ただし「下名」も「小生」と同様に、堅苦しい印象を与えるため、ビジネスシーンでは使わないほうが無難でしょう。
「本職」「本官」
「本職」や「本官」は、ある特定の職業の人が自分を指して使う一人称です。
「本職」は弁護士・弁理士・司法書士の仕事の人に当てはまる表現です。「本官」は、主に警察官・士官・裁判官・事務次官などが自分のことを指す言葉です。
これらの職業と関係のない人は使わないでおきましょう。
「弊職」
「弊職」とは、その仕事に就いている自分をへりくだって言う表現です。
職業の制限はないのでどの職種の人でも使えますが、「弊職」は「弊社」と「小生」を合わせた造語であり、正式な表現でないとする見方もあるため、使わない方が無難です。
「小職」
「小職」は官職、すなわち国家公務員がその職業に付いている自分をへりくだって言う表現です。
ですから、民間企業に勤めている人が「小職」と使うのは本来間違いですが、時代の流れとともに一般の会社でも「小職」を使う人が増えてきて、一般的な表現になりつつあります。

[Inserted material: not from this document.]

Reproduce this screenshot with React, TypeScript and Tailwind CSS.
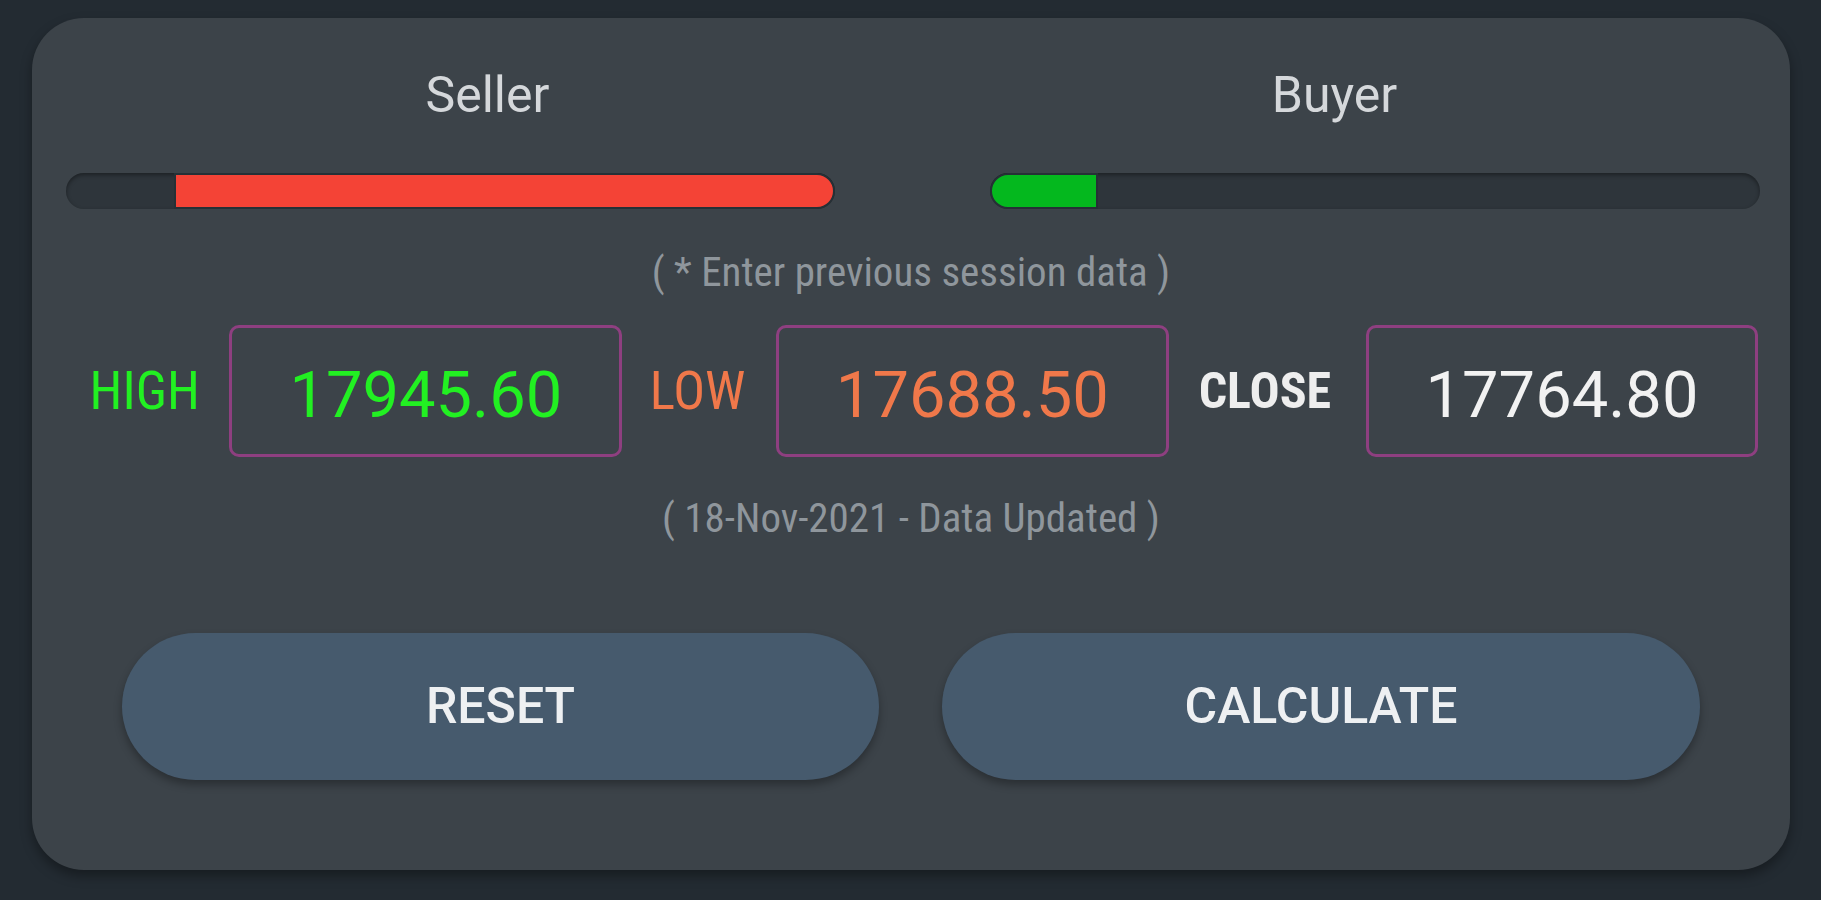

しかし堅い印象や形式ばったイメージを与えるため、やはりこちらも避けた方が無難な表現といえます。
さいごに
ここでは「小生」の意味や使い方、ビジネスシーンで使うのは不適切であることをお伝えしましたが、いかがでしょうか。
ご紹介したように「小生」以外でも自分のことを「小職」や「弊職」ということができますが、相手が目上の人や目下の人に限らず、自分のことを言うときは基本的に「私」と伝えましょう。
丁寧に表現したつもりが相手に違和感を与えたり、不自然な印象を受けたりすることがあります。この機会に使い方をしっかり覚えておいてくださいね。